A late capitalist fever dream is set to rise in Midtown, where a new hotel-slash-shopping-destination-and-concert-venue promises to bring 46 floors of fresh advertising opportunities to Times Square.
Developers behind TSX Broadway plan to take over the DoubleTree hotel at 47th Street and 7th Avenue, as well as the old Palace Theater. According to CBS 2 New York, they will refurbish both, deploying 40 jacks to "very slowly and carefully" ratchet up the theater 30 feet. Retail space below the theater will help fill the void, and the entire bottom of the building will be wrapped in an enormous LED screen.
A late-capitalist fever dream. (Renderings via)

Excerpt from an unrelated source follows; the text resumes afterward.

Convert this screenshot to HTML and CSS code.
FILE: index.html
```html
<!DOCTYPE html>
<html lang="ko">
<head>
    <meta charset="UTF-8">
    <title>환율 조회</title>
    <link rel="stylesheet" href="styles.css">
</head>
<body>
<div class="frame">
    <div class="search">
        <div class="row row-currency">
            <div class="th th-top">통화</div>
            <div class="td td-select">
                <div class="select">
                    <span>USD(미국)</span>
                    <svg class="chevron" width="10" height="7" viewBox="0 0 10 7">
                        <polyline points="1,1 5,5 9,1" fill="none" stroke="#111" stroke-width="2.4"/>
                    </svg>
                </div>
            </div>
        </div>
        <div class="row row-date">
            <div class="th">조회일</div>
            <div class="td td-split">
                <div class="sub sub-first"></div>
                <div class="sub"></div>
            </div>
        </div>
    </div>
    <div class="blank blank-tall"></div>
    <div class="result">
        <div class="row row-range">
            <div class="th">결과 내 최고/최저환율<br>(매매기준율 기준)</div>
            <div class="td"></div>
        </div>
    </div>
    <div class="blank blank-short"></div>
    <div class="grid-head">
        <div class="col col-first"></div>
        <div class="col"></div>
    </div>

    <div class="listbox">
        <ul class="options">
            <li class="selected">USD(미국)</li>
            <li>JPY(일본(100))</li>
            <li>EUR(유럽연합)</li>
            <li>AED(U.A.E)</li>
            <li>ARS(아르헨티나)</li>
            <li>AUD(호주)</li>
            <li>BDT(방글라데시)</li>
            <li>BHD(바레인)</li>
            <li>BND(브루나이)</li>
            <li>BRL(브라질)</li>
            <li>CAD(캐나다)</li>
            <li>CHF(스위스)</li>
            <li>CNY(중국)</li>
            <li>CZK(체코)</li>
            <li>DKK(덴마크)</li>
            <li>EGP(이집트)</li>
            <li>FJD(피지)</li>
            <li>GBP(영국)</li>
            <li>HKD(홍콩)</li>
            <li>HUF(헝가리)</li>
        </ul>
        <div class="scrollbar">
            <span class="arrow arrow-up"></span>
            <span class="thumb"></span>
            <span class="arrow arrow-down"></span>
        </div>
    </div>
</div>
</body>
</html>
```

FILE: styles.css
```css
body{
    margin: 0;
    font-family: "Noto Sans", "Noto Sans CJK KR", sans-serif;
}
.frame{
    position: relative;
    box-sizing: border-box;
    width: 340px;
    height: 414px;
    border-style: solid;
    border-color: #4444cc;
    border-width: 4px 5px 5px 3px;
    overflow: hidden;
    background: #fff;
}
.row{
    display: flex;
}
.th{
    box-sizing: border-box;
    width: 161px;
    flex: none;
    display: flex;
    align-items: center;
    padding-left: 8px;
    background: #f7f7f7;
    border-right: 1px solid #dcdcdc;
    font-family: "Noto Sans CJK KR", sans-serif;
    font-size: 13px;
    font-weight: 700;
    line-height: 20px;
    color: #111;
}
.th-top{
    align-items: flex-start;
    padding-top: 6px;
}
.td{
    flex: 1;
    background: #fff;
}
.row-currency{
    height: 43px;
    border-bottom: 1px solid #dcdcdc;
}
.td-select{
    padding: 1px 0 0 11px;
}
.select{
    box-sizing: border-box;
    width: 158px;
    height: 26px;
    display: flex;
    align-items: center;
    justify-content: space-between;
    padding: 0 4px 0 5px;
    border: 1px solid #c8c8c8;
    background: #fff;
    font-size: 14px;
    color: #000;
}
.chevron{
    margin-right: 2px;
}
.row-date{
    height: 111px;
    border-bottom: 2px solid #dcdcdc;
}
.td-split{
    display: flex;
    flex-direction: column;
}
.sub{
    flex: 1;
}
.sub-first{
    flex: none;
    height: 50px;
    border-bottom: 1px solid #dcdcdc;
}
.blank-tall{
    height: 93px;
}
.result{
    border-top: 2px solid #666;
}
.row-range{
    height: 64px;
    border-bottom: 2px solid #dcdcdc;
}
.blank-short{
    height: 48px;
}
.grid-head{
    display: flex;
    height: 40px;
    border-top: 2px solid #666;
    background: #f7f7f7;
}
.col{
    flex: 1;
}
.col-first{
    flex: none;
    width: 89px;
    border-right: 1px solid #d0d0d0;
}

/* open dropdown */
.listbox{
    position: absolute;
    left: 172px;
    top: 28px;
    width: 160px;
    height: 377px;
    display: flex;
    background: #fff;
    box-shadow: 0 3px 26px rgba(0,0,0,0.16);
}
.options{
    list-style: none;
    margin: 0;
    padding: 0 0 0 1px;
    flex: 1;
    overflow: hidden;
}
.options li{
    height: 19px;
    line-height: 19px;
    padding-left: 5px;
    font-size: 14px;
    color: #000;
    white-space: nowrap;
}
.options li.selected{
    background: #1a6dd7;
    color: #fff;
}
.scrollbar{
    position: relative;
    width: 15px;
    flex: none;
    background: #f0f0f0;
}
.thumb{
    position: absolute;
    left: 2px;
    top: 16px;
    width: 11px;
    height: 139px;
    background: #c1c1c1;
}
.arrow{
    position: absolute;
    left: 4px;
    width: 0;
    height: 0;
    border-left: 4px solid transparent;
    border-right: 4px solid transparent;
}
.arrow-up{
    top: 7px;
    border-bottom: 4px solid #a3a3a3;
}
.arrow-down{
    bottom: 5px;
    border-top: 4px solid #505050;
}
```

From the spotlight-heavy renderings, it appears that guests and visitors will be able to party atop this screen, thanks to the addition of an outdoor terrace suspended above the city's loudest neighborhood—the perfect dining venue for anyone who would prefer not to hear a single thing their companion says. A permanent stage will jut out from the middle of the screen, for concerts...I guess...? Very few things about this design make intuitive sense to me, but one thing has been made clear:
"The entire building will be a sign, so we are going to build LED into the facade," David Orowitz, the senior vice president of L&L Holdings, part of the consortium of TSX Broadway's owners, told CBS 2. "Throughout Times Square you will be able to see messaging going up and down 580 feet."

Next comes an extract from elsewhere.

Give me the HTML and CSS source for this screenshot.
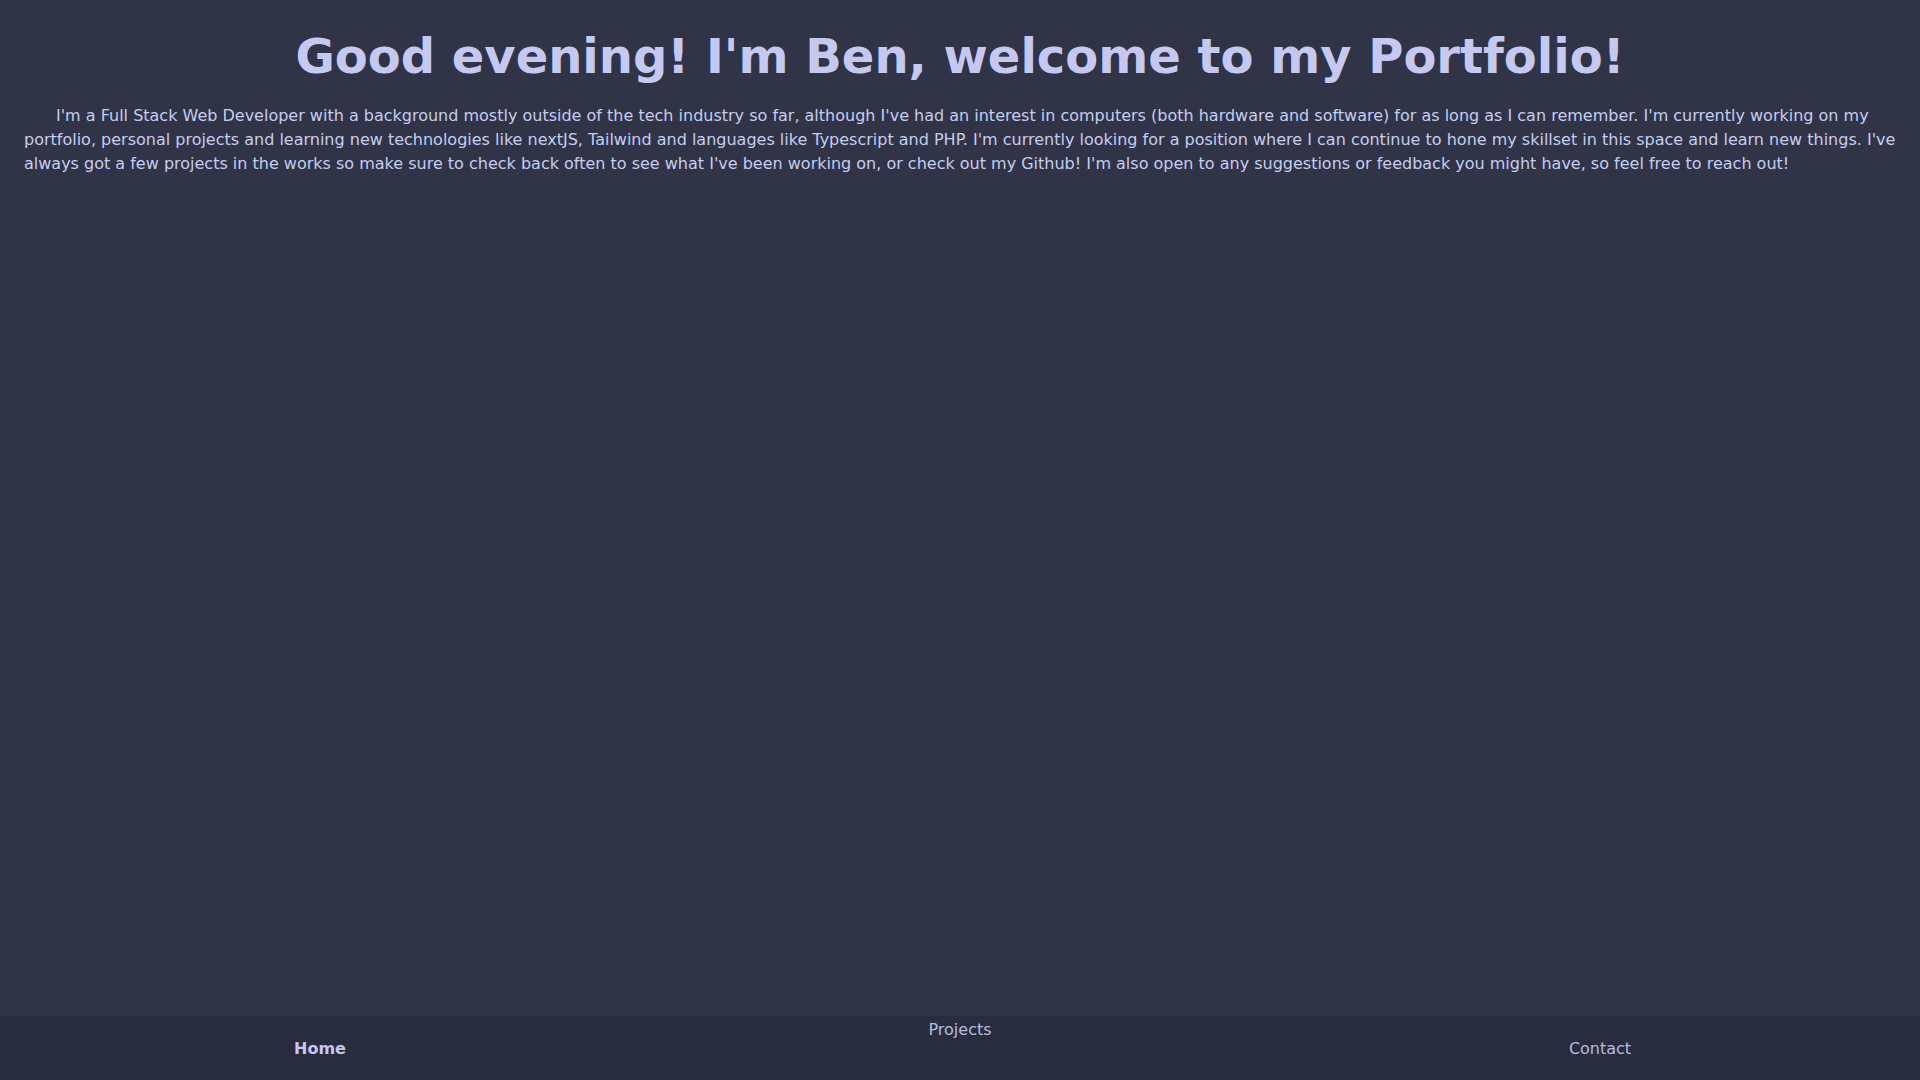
FILE: index.html
```html
<!DOCTYPE html>
<html lang="en">
<head>
<meta charset="utf-8">
<title>Ben's Portfolio</title>
<link rel="stylesheet" href="styles.css">
</head>
<body>
<main class="main">
  <h1 class="title">Good evening! I'm Ben, welcome to my Portfolio!</h1>
  <p class="intro">I'm a Full Stack Web Developer with a background mostly outside of the tech industry so far, although I've had an interest in computers (both hardware and software) for as long as I can remember. I'm currently working on my portfolio, personal projects and learning new technologies like nextJS, Tailwind and languages like Typescript and PHP. I'm currently looking for a position where I can continue to hone my skillset in this space and learn new things. I've always got a few projects in the works so make sure to check back often to see what I've been working on, or check out my Github! I'm also open to any suggestions or feedback you might have, so feel free to reach out!</p>
</main>
<footer class="nav">
  <a class="nav-link active" href="#">Home</a>
  <a class="nav-link top" href="#">Projects</a>
  <a class="nav-link" href="#">Contact</a>
</footer>
</body>
</html>
```
FILE: styles.css
```css
* { box-sizing: border-box; }
html, body { margin: 0; padding: 0; }
body {
  background: #303446;
  font-family: "DejaVu Sans", sans-serif;
  min-height: 100vh;
  display: flex;
  flex-direction: column;
}
.main {
  flex: 1;
  padding: 0 24px;
}
.title {
  margin: 28px 0 0;
  text-align: center;
  font-size: 48px;
  line-height: 56px;
  font-weight: bold;
  color: #c5c9f1;
}
.intro {
  margin: 20px 0 0;
  font-size: 16px;
  line-height: 24px;
  text-indent: 32px;
  color: #c6cdf2;
}
.nav {
  height: 64px;
  background: #292c3c;
  display: grid;
  grid-template-columns: 1fr 1fr 1fr;
  align-items: center;
  justify-items: center;
}
.nav-link {
  font-size: 16px;
  line-height: 19px;
  color: #b5bce2;
  text-decoration: none;
}
.nav-link.active {
  font-weight: bold;
  color: #c5c9f1;
}
.nav-link.top {
  align-self: start;
  margin-top: 4px;
}
```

Recently, the City Council moved to regulate the proliferation of "mechanical voids" that threaten to loft much of New York City on stilts, potentially closing the loophole that allows developers to build residential complexes atop giant blocks of blank space. Since Times Square isn't in one of the residential zones limited by the new law, TSX Broadway would presumably still be above board, even if developers didn't plan to fill the void with capitalism. It will also be expensive: The full project is set to cost $2.5 billion, with construction to be completed by 2022.

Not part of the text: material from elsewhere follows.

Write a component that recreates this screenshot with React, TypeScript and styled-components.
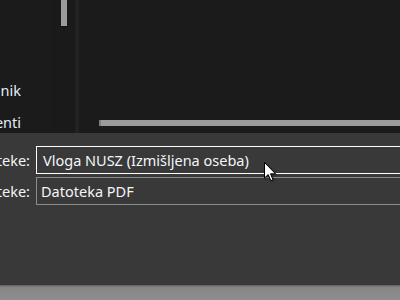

A press release announcing TSX Broadway said that the building "will provide a single brand with the most powerful marketing tool in the world," reportedly in part through the surreptitious sponging up of your data. Per Fast Company, the 75,000-square foot retail cavern comes "equipped with cameras, sensors, and Wi-Fi, all of which can be used to collect tons of consumer data on the millions of people that are expected to walk through the building each year."
Which I guess means that, in our dystopian urban future, the buildings will also be watching you. And you thought it was just the apps you had to worry about!